Jack had already left for the day so it was just me and the dogs, the dogs who became increasingly interested in the “dancing” I started to do around the house as I began to get ready for work; the “dancing” I did that increasingly became expressive, not just rhythmic; the “dancing” I did that opened up something I hadn’t felt but for maybe the 20 seconds after the first traumatized family-minus-one walked through those multi-purpose room doors (multi-purpose, indeed).
…I’d wondered what had happened to it…
What had happened to it was that it buried itself in my body—just like Bessel van der Kolk would have predicted—when it grabbed my throat and I texted Jack “Gah!” and I promptly shoved it to the side, into my side, so I could be present, if needed, for family members and friends, witnesses, teachers, students, or custodians (and, truth be told, with a couple of profound exceptions, I really wasn’t). Now here it was again.
But the thing I was doing, the “dancing” I did, then tapped into something harsher, harder underneath, something frustrated and raw, something that had been there since before Friday’s shooting so perhaps it was a collective thing, but, regardless, I needed it to stop so I could finish getting ready for work.
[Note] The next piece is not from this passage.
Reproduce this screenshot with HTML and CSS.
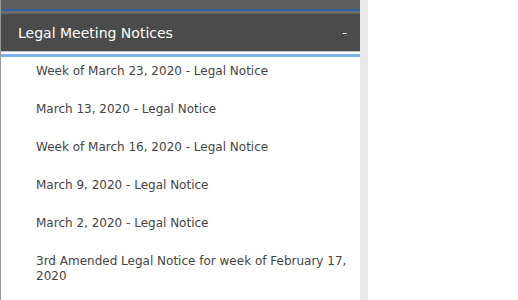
FILE: index.html
```html
<!DOCTYPE html>
<html lang="en">
<head>
    <meta charset="UTF-8">
    <meta name="viewport" content="width=device-width, initial-scale=1.0">
    <title>Legal Meeting Notices</title>
    <link rel="stylesheet" href="styles.css">
</head>
<body>
    <div class="page">
        <div class="sidebar">
            <div class="prev-panel"></div>
            <div class="panel-header">
                <span class="panel-title">Legal Meeting Notices</span>
                <span class="toggle">-</span>
            </div>
            <ul class="notices">
                <li><a href="#">Week of March 23, 2020 - Legal Notice</a></li>
                <li><a href="#">March 13, 2020 - Legal Notice</a></li>
                <li><a href="#">Week of March 16, 2020 - Legal Notice</a></li>
                <li><a href="#">March 9, 2020 - Legal Notice</a></li>
                <li><a href="#">March 2, 2020 - Legal Notice</a></li>
                <li><a href="#">3rd Amended Legal Notice for week of February 17, 2020</a></li>
            </ul>
        </div>
        <div class="gutter"></div>
    </div>
</body>
</html>
```

FILE: styles.css
```css
body {
    margin: 0;
    padding: 0;
    background-color: #fff;
    font-family: "DejaVu Sans", Verdana, sans-serif;
}

.page {
    display: flex;
    height: 300px;
    overflow: hidden;
}

.sidebar {
    width: 359px;
    border-left: 1px solid #9a9a9a;
}

.gutter {
    width: 8px;
    background-color: #e8e8e8;
}

.prev-panel {
    height: 9px;
    background-color: #5f5f5f;
    border-bottom: 2px solid #2e5f9f;
}

.panel-header {
    display: flex;
    justify-content: space-between;
    align-items: center;
    height: 37px;
    padding: 0 13px 0 17px;
    background-color: #4b4b4b;
    border-top: 3px solid #6a6a6a;
    border-bottom: 1px solid #c4c4c4;
    color: #fff;
}

.panel-title {
    font-size: 14px;
}

.toggle {
    font-size: 13px;
}

.notices {
    list-style: none;
    margin: 2px 0 0;
    padding: 0;
    border-top: 3px solid #7db1ee;
}

.notices li {
    padding: 7px 10px 16px 35px;
    font-size: 12px;
    line-height: 15px;
}

.notices a {
    color: #444;
    text-decoration: none;
}
```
…Guns in my area (word, my area)
I’m not a Black man in this world. My body has another set of social rules stamped on it. But I live in America. There’re guns in my area. There are bouncy castles in the parking lots outside where they sell them from big warehouses next to PetSmart. There’s an insane man in the White House. The NFL is regulating “respect.” Eight teens and two substitute teachers (sans classroom keys) are added to the dead. Others will soon follow. My mind-body can’t process all of it at once, and, probably, I’m gonna shake the frame.
“Yeah,” prophesies Childish Gambino, “this is America.”